Whilst viewing award winning writer/director Emma Pitt’s latest short film A HYMN FOR
HER, I was very much reminded of a Pet Shop Boys song entitled ‘Invisible’: “After
being for so many years, the life and soul of the party, it's weird, I'm
invisible.”
Former starlet ‘Rosemary
De Souza’ (Linda Marlowe) sits in front of her mirror surrounded by posters and
framed imaged reminders of her younger self reflecting to her reflection on her
heyday years past, the adulation and attention she once commanded, garnering
rave reviews and turning heads as a young glamorous actress. Now, with the
ageing of time, Rosemary feels herself invisible and largely ignored by a
society that assigns a woman’s value and worth on looks and pigeon holes and prejudices based on the superficial exterior of youth and perceived ‘beauty’. Barged
into without a hint of an apology, sneered at in a boutique, on the receiving
end of unsolicited advice “for women of your age” from her hairdresser, and ignored
whilst waiting to be served at the bar: a day in the life of ‘Rosemary De Souza’.
But, as ‘Rosemary’ confides directly to us, “When I said earlier I do nothing about it, that’s not strictly true…”

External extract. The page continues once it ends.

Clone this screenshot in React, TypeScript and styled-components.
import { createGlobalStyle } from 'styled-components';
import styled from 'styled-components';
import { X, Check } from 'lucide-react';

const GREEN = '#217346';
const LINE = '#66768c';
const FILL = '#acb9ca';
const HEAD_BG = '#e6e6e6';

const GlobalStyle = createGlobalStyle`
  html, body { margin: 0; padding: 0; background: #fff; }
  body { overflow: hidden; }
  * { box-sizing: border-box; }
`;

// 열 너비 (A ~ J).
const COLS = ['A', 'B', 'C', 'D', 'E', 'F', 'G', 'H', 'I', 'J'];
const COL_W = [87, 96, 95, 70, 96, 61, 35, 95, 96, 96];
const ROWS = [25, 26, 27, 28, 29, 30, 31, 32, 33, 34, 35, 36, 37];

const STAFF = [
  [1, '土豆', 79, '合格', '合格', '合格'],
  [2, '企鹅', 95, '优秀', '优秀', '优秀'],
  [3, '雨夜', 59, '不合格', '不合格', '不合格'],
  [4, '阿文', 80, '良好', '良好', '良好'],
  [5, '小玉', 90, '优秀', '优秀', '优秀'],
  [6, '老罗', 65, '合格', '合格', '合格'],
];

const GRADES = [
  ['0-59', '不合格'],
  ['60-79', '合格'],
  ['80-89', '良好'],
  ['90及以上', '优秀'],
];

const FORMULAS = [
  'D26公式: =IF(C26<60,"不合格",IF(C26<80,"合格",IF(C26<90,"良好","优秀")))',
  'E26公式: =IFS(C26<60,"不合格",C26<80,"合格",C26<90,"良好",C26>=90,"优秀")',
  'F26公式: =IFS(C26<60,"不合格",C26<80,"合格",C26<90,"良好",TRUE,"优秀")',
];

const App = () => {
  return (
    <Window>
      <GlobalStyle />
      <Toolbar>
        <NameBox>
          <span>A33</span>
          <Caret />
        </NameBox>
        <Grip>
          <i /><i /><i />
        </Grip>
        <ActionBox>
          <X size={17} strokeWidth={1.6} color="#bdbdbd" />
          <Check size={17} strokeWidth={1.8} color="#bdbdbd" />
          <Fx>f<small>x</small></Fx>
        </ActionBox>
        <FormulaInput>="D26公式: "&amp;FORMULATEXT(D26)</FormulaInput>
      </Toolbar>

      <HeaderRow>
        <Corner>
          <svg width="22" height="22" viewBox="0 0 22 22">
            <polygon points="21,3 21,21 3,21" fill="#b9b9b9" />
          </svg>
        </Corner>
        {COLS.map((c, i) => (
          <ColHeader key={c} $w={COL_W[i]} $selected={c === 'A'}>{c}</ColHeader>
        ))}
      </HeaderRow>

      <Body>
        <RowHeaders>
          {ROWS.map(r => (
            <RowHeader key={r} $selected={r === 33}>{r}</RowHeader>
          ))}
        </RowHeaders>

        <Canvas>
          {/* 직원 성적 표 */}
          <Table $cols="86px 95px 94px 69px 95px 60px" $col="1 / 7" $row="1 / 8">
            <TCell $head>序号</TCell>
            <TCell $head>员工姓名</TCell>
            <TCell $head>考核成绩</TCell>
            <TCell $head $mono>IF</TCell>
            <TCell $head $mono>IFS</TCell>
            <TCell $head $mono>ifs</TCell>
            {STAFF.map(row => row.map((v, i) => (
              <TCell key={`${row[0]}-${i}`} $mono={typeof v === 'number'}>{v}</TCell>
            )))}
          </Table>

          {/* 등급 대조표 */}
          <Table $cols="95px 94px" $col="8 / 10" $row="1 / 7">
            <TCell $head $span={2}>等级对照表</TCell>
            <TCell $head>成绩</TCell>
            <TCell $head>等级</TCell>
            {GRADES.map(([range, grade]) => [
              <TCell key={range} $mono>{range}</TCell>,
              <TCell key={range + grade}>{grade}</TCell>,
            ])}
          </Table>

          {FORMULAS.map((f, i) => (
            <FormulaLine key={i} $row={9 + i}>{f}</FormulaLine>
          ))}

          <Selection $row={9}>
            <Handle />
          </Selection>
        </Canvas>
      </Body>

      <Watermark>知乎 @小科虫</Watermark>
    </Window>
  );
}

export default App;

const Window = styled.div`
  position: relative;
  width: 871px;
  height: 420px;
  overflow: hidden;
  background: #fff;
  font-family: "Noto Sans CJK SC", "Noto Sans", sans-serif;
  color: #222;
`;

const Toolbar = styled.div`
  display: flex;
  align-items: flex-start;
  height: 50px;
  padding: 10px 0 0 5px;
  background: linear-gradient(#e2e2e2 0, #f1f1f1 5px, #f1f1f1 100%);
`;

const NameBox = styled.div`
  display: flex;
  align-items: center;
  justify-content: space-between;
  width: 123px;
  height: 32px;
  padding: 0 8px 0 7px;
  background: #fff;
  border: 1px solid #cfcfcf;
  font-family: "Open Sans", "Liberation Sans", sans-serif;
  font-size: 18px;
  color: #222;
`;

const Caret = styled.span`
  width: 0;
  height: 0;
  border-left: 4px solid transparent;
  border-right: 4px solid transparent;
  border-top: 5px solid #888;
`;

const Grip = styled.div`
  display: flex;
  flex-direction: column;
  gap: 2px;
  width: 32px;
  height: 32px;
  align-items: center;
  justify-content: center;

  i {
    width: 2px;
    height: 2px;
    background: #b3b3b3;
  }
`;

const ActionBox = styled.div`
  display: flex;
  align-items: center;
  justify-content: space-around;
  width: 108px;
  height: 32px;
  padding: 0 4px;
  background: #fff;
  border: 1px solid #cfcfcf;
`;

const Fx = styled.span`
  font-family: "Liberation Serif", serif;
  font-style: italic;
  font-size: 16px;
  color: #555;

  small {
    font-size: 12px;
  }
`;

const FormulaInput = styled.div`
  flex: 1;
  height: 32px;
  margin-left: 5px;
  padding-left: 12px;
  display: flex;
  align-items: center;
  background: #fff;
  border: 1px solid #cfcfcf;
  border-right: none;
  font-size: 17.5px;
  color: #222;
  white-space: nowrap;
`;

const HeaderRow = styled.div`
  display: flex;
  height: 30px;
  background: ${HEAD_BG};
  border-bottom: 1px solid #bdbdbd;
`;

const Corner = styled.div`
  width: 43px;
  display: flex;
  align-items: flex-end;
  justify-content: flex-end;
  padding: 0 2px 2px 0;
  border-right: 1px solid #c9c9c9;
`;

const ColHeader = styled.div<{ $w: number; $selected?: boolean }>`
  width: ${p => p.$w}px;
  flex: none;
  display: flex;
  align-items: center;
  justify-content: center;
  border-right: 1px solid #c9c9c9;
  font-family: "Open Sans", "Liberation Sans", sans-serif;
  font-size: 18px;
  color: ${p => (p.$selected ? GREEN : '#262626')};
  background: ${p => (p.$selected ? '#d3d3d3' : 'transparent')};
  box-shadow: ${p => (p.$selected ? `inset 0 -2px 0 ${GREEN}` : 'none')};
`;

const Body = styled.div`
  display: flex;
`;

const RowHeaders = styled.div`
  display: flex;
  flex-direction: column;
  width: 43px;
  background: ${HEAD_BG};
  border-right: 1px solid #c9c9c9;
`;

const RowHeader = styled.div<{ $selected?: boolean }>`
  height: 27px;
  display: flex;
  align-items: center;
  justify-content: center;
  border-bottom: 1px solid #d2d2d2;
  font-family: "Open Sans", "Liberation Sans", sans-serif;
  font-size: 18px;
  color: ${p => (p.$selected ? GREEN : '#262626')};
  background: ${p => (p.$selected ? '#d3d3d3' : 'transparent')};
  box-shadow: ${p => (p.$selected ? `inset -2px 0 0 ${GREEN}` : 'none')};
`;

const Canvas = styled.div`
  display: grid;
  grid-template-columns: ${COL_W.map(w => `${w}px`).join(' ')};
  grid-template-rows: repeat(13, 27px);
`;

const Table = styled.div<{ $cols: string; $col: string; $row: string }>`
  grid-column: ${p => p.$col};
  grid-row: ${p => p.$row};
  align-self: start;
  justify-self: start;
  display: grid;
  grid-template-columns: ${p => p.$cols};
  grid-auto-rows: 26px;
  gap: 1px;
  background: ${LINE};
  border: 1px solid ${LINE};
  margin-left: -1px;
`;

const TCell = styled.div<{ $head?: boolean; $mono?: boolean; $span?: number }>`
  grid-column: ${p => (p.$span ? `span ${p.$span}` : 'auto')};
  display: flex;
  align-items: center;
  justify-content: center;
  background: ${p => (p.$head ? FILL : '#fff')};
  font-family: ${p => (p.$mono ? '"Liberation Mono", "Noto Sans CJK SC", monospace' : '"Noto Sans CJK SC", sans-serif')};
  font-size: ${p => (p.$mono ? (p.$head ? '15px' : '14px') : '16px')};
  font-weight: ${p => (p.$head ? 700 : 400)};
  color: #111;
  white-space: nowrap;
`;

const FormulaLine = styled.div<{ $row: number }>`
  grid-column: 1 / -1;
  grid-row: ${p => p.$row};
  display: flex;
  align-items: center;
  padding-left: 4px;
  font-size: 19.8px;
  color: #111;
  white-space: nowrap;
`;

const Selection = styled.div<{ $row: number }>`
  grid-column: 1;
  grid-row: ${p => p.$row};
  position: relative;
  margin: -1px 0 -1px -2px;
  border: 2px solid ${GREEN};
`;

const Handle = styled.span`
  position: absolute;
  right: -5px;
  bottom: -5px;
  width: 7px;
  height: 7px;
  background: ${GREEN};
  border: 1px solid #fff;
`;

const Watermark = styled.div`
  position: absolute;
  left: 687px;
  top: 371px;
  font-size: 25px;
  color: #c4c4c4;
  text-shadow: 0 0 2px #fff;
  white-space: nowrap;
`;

Having been executive producer on Misty Moon’s previous short: READY FOR MY CLOSE UP (about a fictional fading homicidal B-movie actress), the venerable Linda Marlowe - whose own illustrious stage, film, and TV career is neither fictional nor B-movie in quality – here brings her A-game to writer/director Emma Pitt’s poignant and pithy tale of societal patronisation.

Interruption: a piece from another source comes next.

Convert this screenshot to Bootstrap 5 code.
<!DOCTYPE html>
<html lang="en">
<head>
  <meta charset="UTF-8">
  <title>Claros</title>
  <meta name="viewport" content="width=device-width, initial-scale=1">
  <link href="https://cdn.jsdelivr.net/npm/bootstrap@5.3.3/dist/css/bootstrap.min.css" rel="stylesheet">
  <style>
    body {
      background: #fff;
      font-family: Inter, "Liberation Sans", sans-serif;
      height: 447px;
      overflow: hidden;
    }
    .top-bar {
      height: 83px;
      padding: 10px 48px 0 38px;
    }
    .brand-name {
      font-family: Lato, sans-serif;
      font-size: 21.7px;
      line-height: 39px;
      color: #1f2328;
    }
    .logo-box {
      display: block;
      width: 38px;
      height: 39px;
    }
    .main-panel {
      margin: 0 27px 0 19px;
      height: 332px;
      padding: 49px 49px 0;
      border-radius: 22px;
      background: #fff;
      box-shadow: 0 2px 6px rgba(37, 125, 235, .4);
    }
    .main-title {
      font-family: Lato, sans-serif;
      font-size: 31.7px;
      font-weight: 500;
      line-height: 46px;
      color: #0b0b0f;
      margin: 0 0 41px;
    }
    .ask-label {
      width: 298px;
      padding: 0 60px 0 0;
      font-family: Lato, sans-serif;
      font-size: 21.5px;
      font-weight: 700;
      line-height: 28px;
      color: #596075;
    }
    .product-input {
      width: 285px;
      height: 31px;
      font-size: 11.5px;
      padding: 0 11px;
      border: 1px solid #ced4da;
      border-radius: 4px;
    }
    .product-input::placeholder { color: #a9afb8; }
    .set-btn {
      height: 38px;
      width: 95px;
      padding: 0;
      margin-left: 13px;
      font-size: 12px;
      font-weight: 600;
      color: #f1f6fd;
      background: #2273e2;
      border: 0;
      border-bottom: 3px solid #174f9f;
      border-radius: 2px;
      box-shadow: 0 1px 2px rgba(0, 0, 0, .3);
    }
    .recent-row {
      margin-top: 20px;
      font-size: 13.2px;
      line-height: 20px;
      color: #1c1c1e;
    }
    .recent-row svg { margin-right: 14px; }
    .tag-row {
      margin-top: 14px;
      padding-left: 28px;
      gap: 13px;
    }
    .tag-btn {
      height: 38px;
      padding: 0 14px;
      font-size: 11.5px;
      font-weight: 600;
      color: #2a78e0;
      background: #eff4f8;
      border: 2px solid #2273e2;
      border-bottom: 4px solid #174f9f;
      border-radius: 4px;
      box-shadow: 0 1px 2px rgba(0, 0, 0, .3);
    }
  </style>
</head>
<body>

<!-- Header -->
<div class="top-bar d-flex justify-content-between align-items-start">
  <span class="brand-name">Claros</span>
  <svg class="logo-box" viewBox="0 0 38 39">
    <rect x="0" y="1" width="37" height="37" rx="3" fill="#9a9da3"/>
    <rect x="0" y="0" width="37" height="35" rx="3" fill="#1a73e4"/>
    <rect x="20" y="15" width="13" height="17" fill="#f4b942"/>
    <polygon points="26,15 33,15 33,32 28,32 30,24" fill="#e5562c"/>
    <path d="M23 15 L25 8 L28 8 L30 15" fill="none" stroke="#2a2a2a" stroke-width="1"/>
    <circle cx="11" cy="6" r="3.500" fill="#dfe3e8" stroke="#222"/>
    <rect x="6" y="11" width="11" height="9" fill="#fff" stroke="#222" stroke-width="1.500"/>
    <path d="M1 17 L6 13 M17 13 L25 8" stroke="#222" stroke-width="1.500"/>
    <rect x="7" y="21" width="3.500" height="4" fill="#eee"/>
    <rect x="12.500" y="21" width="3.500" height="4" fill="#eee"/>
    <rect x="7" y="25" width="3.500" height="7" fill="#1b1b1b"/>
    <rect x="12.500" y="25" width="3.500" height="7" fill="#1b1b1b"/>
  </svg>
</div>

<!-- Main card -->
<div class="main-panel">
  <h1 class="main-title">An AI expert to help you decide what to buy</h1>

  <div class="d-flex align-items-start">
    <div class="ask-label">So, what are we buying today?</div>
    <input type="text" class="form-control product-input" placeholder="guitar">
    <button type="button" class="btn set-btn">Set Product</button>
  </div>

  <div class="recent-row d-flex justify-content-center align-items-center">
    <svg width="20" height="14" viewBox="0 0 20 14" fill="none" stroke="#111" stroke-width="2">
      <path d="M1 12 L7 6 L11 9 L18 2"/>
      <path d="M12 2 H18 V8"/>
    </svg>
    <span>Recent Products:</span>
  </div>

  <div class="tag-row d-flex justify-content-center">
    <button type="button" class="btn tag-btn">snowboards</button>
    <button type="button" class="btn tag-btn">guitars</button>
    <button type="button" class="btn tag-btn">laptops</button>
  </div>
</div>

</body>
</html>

After soliloquising into her bedroom mirror, Marlowe breaks the fourth wall to brilliant effect. Pitt’s script gifts Marlowe with some juicy barbs such as: “It’s not you, it’s my secretary who’s 20 years younger than you” when ruthlessly translating her husband’s attempt to justify leaving her, and the sharply inflected expletives land like verbal grenades. And even without dialogue, Marlowe’s turn to camera upon being advised to consider a bob by her stylist manages to convey the film’s theme in just one succinct gesture.
All this is not to say the film is in anyway preachy or ‘woke’. Rosemary’s exacerbations never ring as hollow posturing and Marlowe draws us along with her sympathetically before her plight simmers over from frustration to boiling point and we are invited to be complicit in her very literal strategy for dealing with a cutthroat world.
There’s fun to be had in spotting cameos from Deborah Voorhees (director of 13 FANBOY and ‘Tina’ from FRIDAY THE 13TH PART V), Hayley Greenbauer (13 FANBOY) and the amusing ‘missing’ posters cropping up during both mid and post end credits: one featuring producer Stuart Morris; and one of Rosemary’s ‘missing’ husband, played by Dave Sutherland, who also contributes the end-credits song ‘Meadow Daises’.
Speaking of which, the song's melody is also employed in the film’s opening, treated with a haunting piano arrangement from DOP and editor Jason Read which sets the off-key tone of the film perfectly. There’s also some nice use of Mozart and later Tchaikovsky to accompany the grand guignol macabre.
Whilst Linda Marlowe’s ‘Rosemary De Souza’ is largely unnoticed to the world and invisible, A HYMN FOR HER very much deserves to be seen by audiences who will surely sing its praises.